• [Work instructions] Set the listing down again exactly, please, apart from its pictures.

• [Supplied information]
___

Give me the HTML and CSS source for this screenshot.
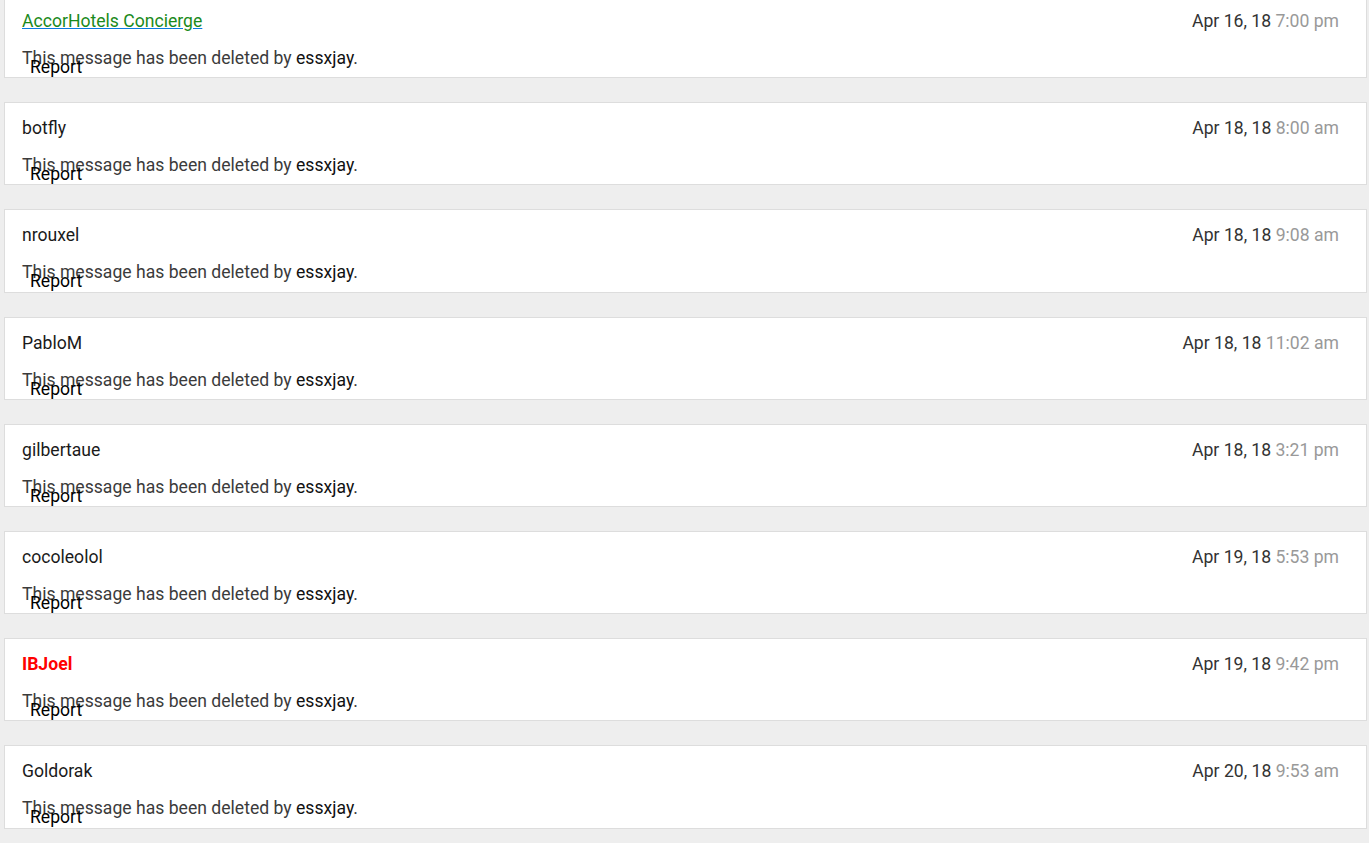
FILE: index.html
```html
<!DOCTYPE html>
<html>
<head>
<meta charset="utf-8">
<link rel="stylesheet" href="styles.css">
</head>
<body>
<div class="thread">
  <div class="post">
    <div class="head"><a class="user-link" href="#"><span class="name-green">AccorHotels Concierge</span></a><span class="date">Apr 16, 18 <span class="time">7:00 pm</span></span></div>
    <div class="msg">This message has been deleted by <span class="by">essxjay</span>.</div>
    <span class="report">Report</span>
  </div>
  <div class="post">
    <div class="head"><span class="name">botfly</span><span class="date">Apr 18, 18 <span class="time">8:00 am</span></span></div>
    <div class="msg">This message has been deleted by <span class="by">essxjay</span>.</div>
    <span class="report">Report</span>
  </div>
  <div class="post">
    <div class="head"><span class="name">nrouxel</span><span class="date">Apr 18, 18 <span class="time">9:08 am</span></span></div>
    <div class="msg">This message has been deleted by <span class="by">essxjay</span>.</div>
    <span class="report">Report</span>
  </div>
  <div class="post">
    <div class="head"><span class="name">PabloM</span><span class="date">Apr 18, 18 <span class="time">11:02 am</span></span></div>
    <div class="msg">This message has been deleted by <span class="by">essxjay</span>.</div>
    <span class="report">Report</span>
  </div>
  <div class="post">
    <div class="head"><span class="name">gilbertaue</span><span class="date">Apr 18, 18 <span class="time">3:21 pm</span></span></div>
    <div class="msg">This message has been deleted by <span class="by">essxjay</span>.</div>
    <span class="report">Report</span>
  </div>
  <div class="post">
    <div class="head"><span class="name">cocoleolol</span><span class="date">Apr 19, 18 <span class="time">5:53 pm</span></span></div>
    <div class="msg">This message has been deleted by <span class="by">essxjay</span>.</div>
    <span class="report">Report</span>
  </div>
  <div class="post">
    <div class="head"><span class="name name-red">IBJoel</span><span class="date">Apr 19, 18 <span class="time">9:42 pm</span></span></div>
    <div class="msg">This message has been deleted by <span class="by">essxjay</span>.</div>
    <span class="report">Report</span>
  </div>
  <div class="post">
    <div class="head"><span class="name">Goldorak</span><span class="date">Apr 20, 18 <span class="time">9:53 am</span></span></div>
    <div class="msg">This message has been deleted by <span class="by">essxjay</span>.</div>
    <span class="report">Report</span>
  </div>
</div>
</body>
</html>
```
FILE: styles.css
```css
html, body {
  margin: 0;
  padding: 0;
  background: #eeeeee;
  font-family: Roboto, "Liberation Sans", sans-serif;
  font-size: 17.6px;
}
.thread {
  display: flex;
  flex-direction: column;
  gap: 23.9px;
  margin-top: -5px;
  padding-left: 4px;
  padding-right: 2px;
}
.post {
  position: relative;
  background: #ffffff;
  border: 1px solid #dddddd;
  height: 81.3px;
  box-sizing: content-box;
  padding: 0 27px 0 17px;
}
.head {
  display: flex;
  justify-content: space-between;
  align-items: center;
  height: 20px;
  line-height: 20px;
  margin-top: 15px;
}
.name {
  color: #1a1a1a;
}
.name-red {
  color: #ff0000;
  font-weight: bold;
}
.user-link {
  color: #0a7be0;
  text-decoration: underline;
}
.name-green {
  color: #1b8a1b;
}
.date {
  color: #333333;
}
.time {
  color: #999999;
}
.msg {
  margin-top: 17px;
  line-height: 20px;
  color: #3b3b3b;
}
.by {
  color: #111111;
}
.report {
  position: absolute;
  left: 25px;
  top: 61px;
  line-height: 20px;
  color: #000000;
}
```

___

• [Solution to the exercise]
Give me the HTML and CSS source for this screenshot.
FILE: index.html
```html
<!DOCTYPE html>
<html>
<head>
<meta charset="utf-8">
<link rel="stylesheet" href="styles.css">
</head>
<body>
<div class="thread">
  <div class="post">
    <div class="head"><a class="user-link" href="#"><span class="name-green">AccorHotels Concierge</span></a><span class="date">Apr 16, 18 <span class="time">7:00 pm</span></span></div>
    <div class="msg">This message has been deleted by <span class="by">essxjay</span>.</div>
    <span class="report">Report</span>
  </div>
  <div class="post">
    <div class="head"><span class="name">botfly</span><span class="date">Apr 18, 18 <span class="time">8:00 am</span></span></div>
    <div class="msg">This message has been deleted by <span class="by">essxjay</span>.</div>
    <span class="report">Report</span>
  </div>
  <div class="post">
    <div class="head"><span class="name">nrouxel</span><span class="date">Apr 18, 18 <span class="time">9:08 am</span></span></div>
    <div class="msg">This message has been deleted by <span class="by">essxjay</span>.</div>
    <span class="report">Report</span>
  </div>
  <div class="post">
    <div class="head"><span class="name">PabloM</span><span class="date">Apr 18, 18 <span class="time">11:02 am</span></span></div>
    <div class="msg">This message has been deleted by <span class="by">essxjay</span>.</div>
    <span class="report">Report</span>
  </div>
  <div class="post">
    <div class="head"><span class="name">gilbertaue</span><span class="date">Apr 18, 18 <span class="time">3:21 pm</span></span></div>
    <div class="msg">This message has been deleted by <span class="by">essxjay</span>.</div>
    <span class="report">Report</span>
  </div>
  <div class="post">
    <div class="head"><span class="name">cocoleolol</span><span class="date">Apr 19, 18 <span class="time">5:53 pm</span></span></div>
    <div class="msg">This message has been deleted by <span class="by">essxjay</span>.</div>
    <span class="report">Report</span>
  </div>
  <div class="post">
    <div class="head"><span class="name name-red">IBJoel</span><span class="date">Apr 19, 18 <span class="time">9:42 pm</span></span></div>
    <div class="msg">This message has been deleted by <span class="by">essxjay</span>.</div>
    <span class="report">Report</span>
  </div>
  <div class="post">
    <div class="head"><span class="name">Goldorak</span><span class="date">Apr 20, 18 <span class="time">9:53 am</span></span></div>
    <div class="msg">This message has been deleted by <span class="by">essxjay</span>.</div>
    <span class="report">Report</span>
  </div>
</div>
</body>
</html>
```
FILE: styles.css
```css
html, body {
  margin: 0;
  padding: 0;
  background: #eeeeee;
  font-family: Roboto, "Liberation Sans", sans-serif;
  font-size: 17.6px;
}
.thread {
  display: flex;
  flex-direction: column;
  gap: 23.9px;
  margin-top: -5px;
  padding-left: 4px;
  padding-right: 2px;
}
.post {
  position: relative;
  background: #ffffff;
  border: 1px solid #dddddd;
  height: 81.3px;
  box-sizing: content-box;
  padding: 0 27px 0 17px;
}
.head {
  display: flex;
  justify-content: space-between;
  align-items: center;
  height: 20px;
  line-height: 20px;
  margin-top: 15px;
}
.name {
  color: #1a1a1a;
}
.name-red {
  color: #ff0000;
  font-weight: bold;
}
.user-link {
  color: #0a7be0;
  text-decoration: underline;
}
.name-green {
  color: #1b8a1b;
}
.date {
  color: #333333;
}
.time {
  color: #999999;
}
.msg {
  margin-top: 17px;
  line-height: 20px;
  color: #3b3b3b;
}
.by {
  color: #111111;
}
.report {
  position: absolute;
  left: 25px;
  top: 61px;
  line-height: 20px;
  color: #000000;
}
```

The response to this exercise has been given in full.